> [Required work]:
Pull out all lines from the listing below in which the word "React" appears.

> [Supplied information]:
[Begin]

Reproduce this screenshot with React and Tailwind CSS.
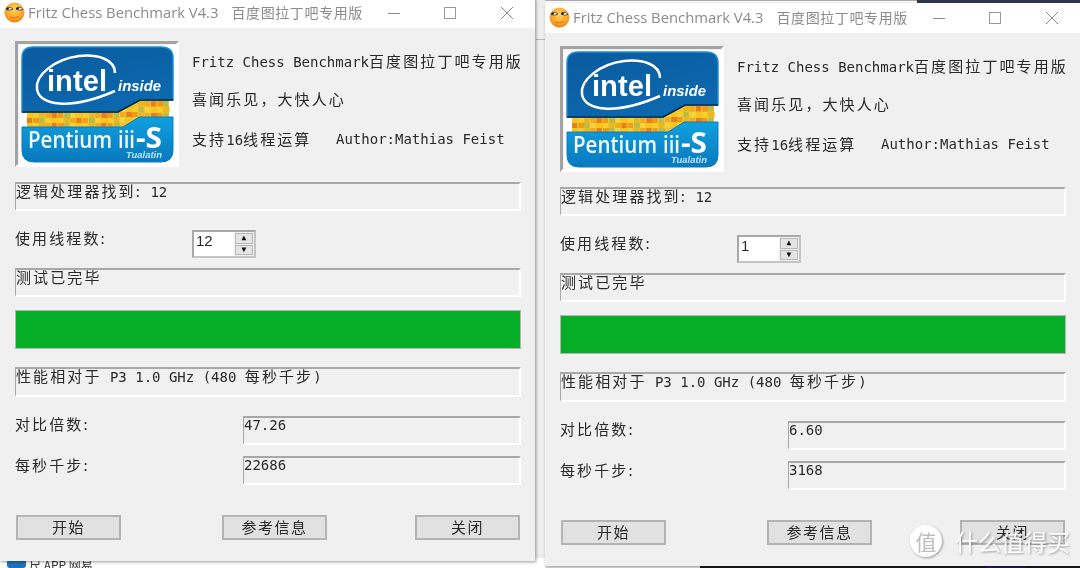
import React from "react";

// Chinese text sits on a wider pitch than the mono latin text
const Zh = ({ children }) => (
  <span className="font-['Noto_Sans_CJK_SC',sans-serif] text-[15px] tracking-[2.1px]">{children}</span>
);

const mono = "font-['DejaVu_Sans_Mono','Noto_Sans_CJK_SC',monospace] text-[14px] text-[#2a2a2a]";

function SunkenBox({ className = "", children }) {
  return (
    <div
      className={`h-[29px] border-t-2 border-b-2 border-l border-r-2 border-t-[#a8a8a8] border-l-[#a8a8a8] border-r-white border-b-white leading-[14px] whitespace-nowrap ${className}`}
    >
      {children}
    </div>
  );
}

function Smiley({ id }) {
  return (
    <svg width="21" height="21" viewBox="0 0 21 21" className="shrink-0">
      <defs>
        <radialGradient id={id} cx="50%" cy="35%" r="65%">
          <stop offset="0%" stopColor="#ffd257" />
          <stop offset="70%" stopColor="#f9a42a" />
          <stop offset="100%" stopColor="#ec7d12" />
        </radialGradient>
      </defs>
      <circle cx="10.5" cy="10.5" r="10" fill={`url(#${id})`} />
      <path d="M2 7.5 Q5 3.5 9 7 Q6 9 2 7.5Z" fill="#fff" stroke="#333" strokeWidth="0.8" />
      <path d="M12 7 Q16 3.5 19 7.5 Q15 9 12 7Z" fill="#fff" stroke="#333" strokeWidth="0.8" />
      <circle cx="3.6" cy="6.6" r="1.2" fill="#111" />
      <circle cx="13.6" cy="6.4" r="1.2" fill="#111" />
      <path d="M6 15 Q10.5 17 15 14.5" stroke="#d9761a" strokeWidth="1" fill="none" />
    </svg>
  );
}

const chipColors = ["#f7c51e", "#f09a1c", "#e8b820", "#f4d43a", "#e5801c", "#f6cf2c", "#b9bc4a", "#f2aa20"];

function IntelBadge({ id }) {
  const cells = [];
  for (let i = 0; i < 69; i++) {
    const x = 8 + (i % 23) * 6.2;
    const row = Math.floor(i / 23);
    const top = x > 118 ? 56 + row * 6 : x > 96 ? 62 + row * 5 : 68 + row * 5;
    cells.push(
      <rect
        key={i}
        x={x}
        y={top}
        width={i % 3 === 0 ? 6.2 : 5}
        height={5.5}
        fill={chipColors[(i * 5 + row) % chipColors.length]}
      />
    );
  }
  return (
    <svg width="157" height="119" viewBox="0 0 157 119">
      <defs>
        <linearGradient id={`${id}-top`} x1="0" y1="0" x2="0.6" y2="1">
          <stop offset="0%" stopColor="#0a5a9e" />
          <stop offset="100%" stopColor="#0c69ae" />
        </linearGradient>
        <linearGradient id={`${id}-low`} x1="0" y1="0" x2="0" y2="1">
          <stop offset="0%" stopColor="#0fa1de" />
          <stop offset="100%" stopColor="#0a78bf" />
        </linearGradient>
      </defs>
      <rect width="157" height="119" fill="#fff" />
      <rect x="8" y="56" width="142" height="28" fill="#f4c430" />
      {cells}
      <path d="M3 82 H104 L120 72 H154 V105 Q154 117 142 117 H15 Q3 117 3 105Z" fill={`url(#${id}-low)`} stroke="#0b7cc2" strokeWidth="1" />
      <path d="M3 67 V13 Q3 2 14 2 H142 Q154 2 154 13 V55 H121 L99 67 H3Z" fill={`url(#${id}-top)`} stroke="#1a8fd0" strokeWidth="1.5" />
      <path d="M3 67 H99 L121 55 H154" stroke="#07233f" strokeWidth="1.6" fill="none" />
      <path d="M96 28 C96 14 78 9 60 11 C36 14 16 30 18 44 C20 60 50 66 96 46" fill="none" stroke="#fff" strokeWidth="2.5" />
      <text x="28" y="46" fill="#fff" fontFamily="'Liberation Sans',sans-serif" fontSize="29" fontWeight="700" textLength="60" lengthAdjust="spacingAndGlyphs">intel</text>
      <text x="99" y="46" fill="#fff" fontFamily="'Liberation Sans',sans-serif" fontSize="14" fontStyle="italic" fontWeight="700" textLength="43" lengthAdjust="spacingAndGlyphs">inside</text>
      <text x="9" y="103" fill="#f2f8fc" fontFamily="'Open Sans',sans-serif" fontSize="23" fontWeight="600" textLength="84" lengthAdjust="spacingAndGlyphs">Pentium</text>
      <text x="99" y="103" fill="#f2f8fc" fontFamily="'Open Sans',sans-serif" fontSize="23" fontWeight="600" textLength="17" lengthAdjust="spacingAndGlyphs">iii</text>
      <text x="117" y="103" fill="#fff" fontFamily="'Open Sans',sans-serif" fontSize="29" fontWeight="700" textLength="26" lengthAdjust="spacingAndGlyphs">-S</text>
      <text x="107" y="113" fill="#bfe6f8" fontFamily="'Liberation Sans',sans-serif" fontSize="9" fontStyle="italic" fontWeight="700" textLength="36" lengthAdjust="spacingAndGlyphs">Tualatin</text>
    </svg>
  );
}

function Spinner({ value }) {
  return (
    <div className="ml-[97px] w-[64px] h-[28px] flex border-2 border-t-[#a8a8a8] border-l-[#a8a8a8] border-r-[#c4c4c4] border-b-[#c4c4c4] bg-white">
      <span className="flex-1 pl-[2px] font-['Liberation_Sans',sans-serif] text-[15px] leading-[18px] text-[#2a2a2a]">{value}</span>
      <div className="w-[20px] flex flex-col bg-[#f0f0f0] p-[1px] gap-[1px]">
        <div className="flex-1 flex items-center justify-center bg-[#e4e4e4] border border-[#b8b8b8] text-[8px] leading-none text-[#111]">▲</div>
        <div className="flex-1 flex items-center justify-center bg-[#e4e4e4] border border-[#b8b8b8] text-[8px] leading-none text-[#111]">▼</div>
      </div>
    </div>
  );
}

function WinButton({ className = "", children }) {
  return (
    <div className={`h-[25px] w-[105px] flex items-center justify-center bg-[#e1e1e1] border-2 border-[#b4b4b4] font-['Noto_Sans_CJK_SC',sans-serif] text-[15px] tracking-[1.5px] text-[#2a2a2a] ${className}`}>
      {children}
    </div>
  );
}

function BenchWindow({ id, className, threads, ratio, speed }) {
  return (
    <div className={`relative z-10 w-[535px] h-[563px] shrink-0 flex flex-col bg-[#f0f0f0] shadow-[1px_1px_3px_rgba(0,0,0,0.4)] ${className}`}>
      <div className="h-[30px] shrink-0 bg-white flex items-center pl-[4px] pb-[1px]">
        <Smiley id={id} />
        <span className="ml-[3px] font-['Open_Sans',sans-serif] text-[14.8px] text-[#8b8b8b] whitespace-nowrap">Fritz Chess Benchmark V4.3</span>
        <span className="ml-[13px] font-['Noto_Sans_CJK_SC',sans-serif] text-[14px] tracking-[0.6px] text-[#8b8b8b] whitespace-nowrap">百度图拉丁吧专用版</span>
        <svg width="135" height="14" viewBox="0 0 135 14" className="ml-auto mr-[12px] shrink-0" fill="none" stroke="#8a8a8a" strokeWidth="1">
          <path d="M0 7.5 H12" />
          <rect x="56.5" y="1.5" width="11" height="11" stroke="#999" />
          <path d="M113 1 L125 13 M125 1 L113 13" />
        </svg>
      </div>

      <div className={`flex flex-col pl-[15px] pr-[14px] ${mono}`}>
        <div className="mt-[13px] h-[126px] flex">
          <div className="w-[164px] h-[126px] shrink-0 border-[3px] border-t-[#a3a3a3] border-l-[#a3a3a3] border-r-white border-b-white flex items-center justify-center">
            <IntelBadge id={`${id}-badge`} />
          </div>
          <div className="ml-[13px] flex flex-col whitespace-nowrap">
            <div className="mt-[9px] h-[22px] leading-[22px]">Fritz Chess Benchmark<Zh>百度图拉丁吧专用版</Zh></div>
            <div className="mt-[16px] h-[22px] leading-[22px]"><Zh>喜闻乐见，大快人心</Zh></div>
            <div className="mt-[18px] h-[22px] leading-[22px] flex">
              <span className="w-[144px]"><Zh>支持</Zh>16<Zh>线程运算</Zh></span>
              Author:Mathias Feist
            </div>
          </div>
        </div>

        <SunkenBox className="mt-[15px]"><Zh>逻辑处理器找到:</Zh> 12</SunkenBox>

        <div className="mt-[19px] h-[28px] flex items-start">
          <span className="w-[80px] -mt-[1px] leading-[18px] whitespace-nowrap"><Zh>使用线程数:</Zh></span>
          <Spinner value={threads} />
        </div>

        <SunkenBox className="mt-[10px]"><Zh>测试已完毕</Zh></SunkenBox>

        <div className="mt-[13px] h-[39px] bg-[#06ad27] border border-[#b5b5b5]" />

        <SunkenBox className="mt-[18px] h-[30px]"><Zh>性能相对于</Zh> P3 1.0 GHz (480 <Zh>每秒千步</Zh>)</SunkenBox>

        <div className="mt-[19px] h-[29px] flex">
          <span className="w-[228px] leading-[16px]"><Zh>对比倍数:</Zh></span>
          <SunkenBox className="flex-1">{ratio}</SunkenBox>
        </div>
        <div className="mt-[11px] h-[29px] flex">
          <span className="w-[228px] leading-[18px]"><Zh>每秒千步:</Zh></span>
          <SunkenBox className="flex-1">{speed}</SunkenBox>
        </div>

        <div className="mt-[30px] flex pl-[1px]">
          <WinButton>开始</WinButton>
          <WinButton className="ml-[101px]">参考信息</WinButton>
          <WinButton className="ml-[88px]">关闭</WinButton>
        </div>
      </div>
    </div>
  );
}

export default function App() {
  return (
    <div className="relative w-[1080px] h-[568px] overflow-hidden bg-[#ededed] blur-[0.5px]">
      {/* bits of the desktop showing behind the two windows */}
      <div className="absolute left-[536px] right-0 top-[39px] h-px bg-[#b9b9b9]" />
      <div className="absolute left-0 top-[558px] w-[545px] h-[10px] bg-white flex items-end pl-[7px] overflow-hidden">
        <div className="w-[19px] h-[7px] rounded-b-[3px] bg-[#1f73b8]" />
        <span className="ml-[3px] font-['Noto_Sans_CJK_SC',sans-serif] text-[12px] leading-[7px] text-[#333]">尺 APP 网易</span>
      </div>
      <div className="absolute left-[545px] right-0 top-0 h-[3px] bg-white border-t border-[#aaaaaa]" />
      <div className="absolute left-[917px] right-0 top-0 h-[3px] bg-[#2c3a4a]" />
      <div className="absolute left-[700px] right-0 bottom-0 h-[3px] bg-[#1d1d22]" />
      <div className="absolute left-[985px] w-[40px] bottom-0 h-[2px] bg-[#2a1a5e]" />

      <div className="flex items-start">
        <BenchWindow id="left" className="-mt-[2px]" threads="12" ratio="47.26" speed="22686" />
        <BenchWindow id="right" className="mt-[3px] ml-[10px]" threads="1" ratio="6.60" speed="3168" />
      </div>

      {/* site watermark over the corner */}
      <div className="absolute z-20 left-[910px] top-[525px] flex items-center drop-shadow-[1px_1px_1px_rgba(0,0,0,0.35)]">
        <div className="w-[32px] h-[32px] rounded-full bg-white flex items-center justify-center font-['Noto_Sans_CJK_SC',sans-serif] text-[21px] leading-none text-[#bdbdbd]">值</div>
        <span className="ml-[13px] font-['Noto_Sans_CJK_SC',sans-serif] text-[23px] leading-none text-white whitespace-nowrap">什么值得买</span>
      </div>
    </div>
  );
}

[End]

> [Reply]:
Reproduce this screenshot with React and Tailwind CSS.
import React from "react";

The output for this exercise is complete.